The market is discounting the wrong variable: this is less about the headline earnings beat and more about the firm’s ability to reprice its economics before the cash-mix debate becomes a valuation overhang. The key second-order effect is that AI is being used as both a margin lever and a defense mechanism against advisor disintermediation; if management can keep conversion gains in service/ops above cash-sweep pressure, the multiple can re-rate even with muted AUM growth. The more interesting setup is competitive. Scale platforms with integrated tech stacks should gain share as advisors increasingly value workflow automation, compliance throughput, and recruiting support over standalone product breadth.
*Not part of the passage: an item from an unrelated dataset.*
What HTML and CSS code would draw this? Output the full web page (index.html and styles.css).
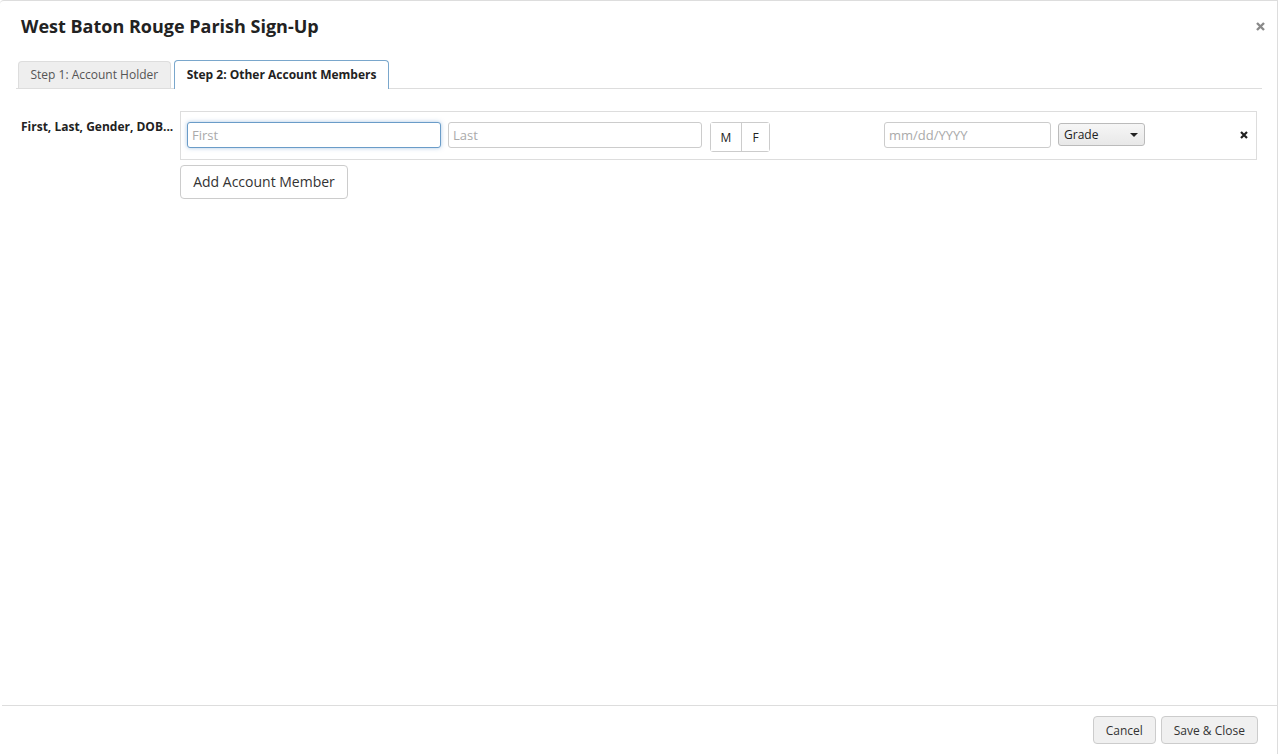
FILE: index.html
```html
<!DOCTYPE html>
<html lang="en">
<head>
<meta charset="utf-8">
<title>West Baton Rouge Parish Sign-Up</title>
<link rel="stylesheet" href="styles.css">
</head>
<body>
<div class="modal">
  <div class="modal-header">
    <h1 class="title">West Baton Rouge Parish Sign-Up</h1>
    <button class="close" type="button" aria-label="Close">
      <svg width="9" height="9" viewBox="0 0 9 9"><path d="M1 1 L8 8 M8 1 L1 8" stroke="#8a8a8a" stroke-width="2.4" stroke-linecap="butt"/></svg>
    </button>
  </div>
  <div class="tabs">
    <div class="tab">Step 1: Account Holder</div>
    <div class="tab active">Step 2: Other Account Members</div>
  </div>
  <div class="modal-body">
    <div class="form-row">
      <div class="label">First, Last, Gender, DOB...</div>
      <div class="field">
        <div class="member">
          <input class="input first focused" type="text" placeholder="First">
          <input class="input last" type="text" placeholder="Last">
          <div class="gender">
            <button class="g-btn" type="button">M</button>
            <button class="g-btn" type="button">F</button>
          </div>
          <div class="spacer"></div>
          <input class="input dob" type="text" placeholder="mm/dd/YYYY">
          <div class="select">Grade<span class="caret"></span></div>
          <div class="fill"></div>
          <button class="remove" type="button" aria-label="Remove">
            <svg width="8" height="8" viewBox="0 0 8 8"><path d="M1 1 L7 7 M7 1 L1 7" stroke="#222" stroke-width="2.2"/></svg>
          </button>
        </div>
        <button class="add-btn" type="button">Add Account Member</button>
      </div>
    </div>
  </div>
  <div class="modal-footer">
    <button class="btn" type="button">Cancel</button>
    <button class="btn" type="button">Save &amp; Close</button>
  </div>
</div>
</body>
</html>
```
FILE: styles.css
```css
* { box-sizing: border-box; }
html, body { margin: 0; padding: 0; background: #fff; }
body { font-family: "Open Sans", "Liberation Sans", sans-serif; color: #333; }

.modal {
  width: 1278px;
  height: 754px;
  border-top: 1px solid #ddd;
  border-right: 1px solid #ddd;
  border-top-left-radius: 4px;
  display: flex;
  flex-direction: column;
}

.modal-header {
  display: flex;
  justify-content: space-between;
  align-items: flex-start;
  padding: 13px 12px 0 21px;
  height: 59px;
}
.title {
  margin: 0;
  font-size: 18px;
  line-height: 24px;
  font-weight: 700;
  color: #222;
}
.close {
  border: 0;
  background: none;
  padding: 0;
  margin-top: 8px;
  width: 9px;
  height: 9px;
  display: flex;
  cursor: pointer;
}

.tabs {
  display: flex;
  align-items: flex-end;
  gap: 3px;
  margin: 0 15px 0 16px;
  padding-left: 2px;
  border-bottom: 1px solid #ddd;
  height: 29px;
}
.tab {
  height: 27px;
  padding: 0 11.5px;
  font-size: 12px;
  line-height: 26px;
  color: #555;
  background: #eee;
  border: 1px solid #ddd;
  border-bottom: 0;
  border-radius: 4px 4px 0 0;
}
.tab.active {
  height: 29px;
  margin-bottom: -1px;
  line-height: 27px;
  color: #222;
  font-weight: 700;
  background: #fff;
  border-color: #7aa7cc;
  padding: 0 12px;
}

.modal-body { flex: 1; padding: 22px 20px 0 21px; }
.form-row { display: flex; }
.label {
  width: 159px;
  flex: none;
  padding-top: 8px;
  font-size: 12px;
  line-height: 16px;
  font-weight: 700;
  color: #222;
}
.field { flex: 1; }
.member {
  display: flex;
  align-items: flex-start;
  height: 49px;
  border: 1px solid #ddd;
  padding: 10px 8px 0 6px;
}
.input {
  height: 26px;
  border: 1px solid #ccc;
  border-radius: 3px;
  padding: 0 4px;
  font-family: inherit;
  font-size: 13px;
  color: #333;
  outline: none;
}
.input::placeholder { color: #aaa; }
.first { width: 254px; }
.first.focused {
  border-color: #6a9cc8;
  box-shadow: 0 0 4px rgba(102, 153, 204, 0.55);
}
.last { width: 254px; margin-left: 7px; }
.gender {
  display: flex;
  margin-left: 8px;
  border: 1px solid #ccc;
  border-radius: 3px;
  height: 30px;
}
.g-btn {
  border: 0;
  background: #fff;
  font-family: inherit;
  font-size: 12px;
  color: #222;
  padding: 0;
  width: 30px;
  height: 28px;
}
.g-btn + .g-btn { border-left: 1px solid #ccc; width: 28px; }
.spacer { width: 114px; flex: none; }
.dob { width: 167px; }
.select {
  position: relative;
  width: 87px;
  height: 23px;
  margin-left: 7px;
  margin-top: 1px;
  border: 1px solid #bbb;
  border-radius: 3px;
  background: linear-gradient(#f6f6f6, #e8e8e8);
  font-size: 12px;
  line-height: 21px;
  padding-left: 5px;
  color: #222;
}
.caret {
  position: absolute;
  right: 6px;
  top: 9px;
  width: 0;
  height: 0;
  border-left: 4px solid transparent;
  border-right: 4px solid transparent;
  border-top: 4px solid #222;
}
.fill { flex: 1; }
.remove {
  border: 0;
  background: none;
  padding: 0;
  margin-top: 9px;
  width: 8px;
  height: 8px;
  display: flex;
}
.add-btn {
  margin-top: 5px;
  height: 34px;
  width: 168px;
  border: 1px solid #ccc;
  border-radius: 4px;
  background: #fff;
  font-family: inherit;
  font-size: 14px;
  line-height: 30px;
  color: #333;
  padding: 0 0 1px;
}

.modal-footer {
  margin-left: 2px;
  border-top: 1px solid #ddd;
  height: 49px;
  display: flex;
  justify-content: flex-end;
  gap: 5px;
  padding: 10px 19px 0 0;
}
.btn {
  height: 28px;
  padding: 0 12px;
  border: 1px solid #ccc;
  border-radius: 4px;
  background: #f0f0f0;
  font-family: inherit;
  font-size: 12px;
  color: #333;
}
```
That favors LPLA over smaller independents and could also pressure legacy wealth managers that lack direct operational AI deployment, especially if advisor productivity gains let top platforms absorb more assets per headcount without bloating cost. Near term, the stock likely stays hostage to two catalysts: Commonwealth integration execution and whether buybacks offset estimate revisions. The market seems to be pricing in integration risk and cash-yield fragility, but if the next 1-2 quarters show flat-to-improving organic growth and stable cash monetization, the downside case weakens quickly. The contrarian angle is that the current drawdown may actually be the period of greatest optionality: management has a visible path to buy back stock into weakness while proving that AI is additive to both margins and advisor retention.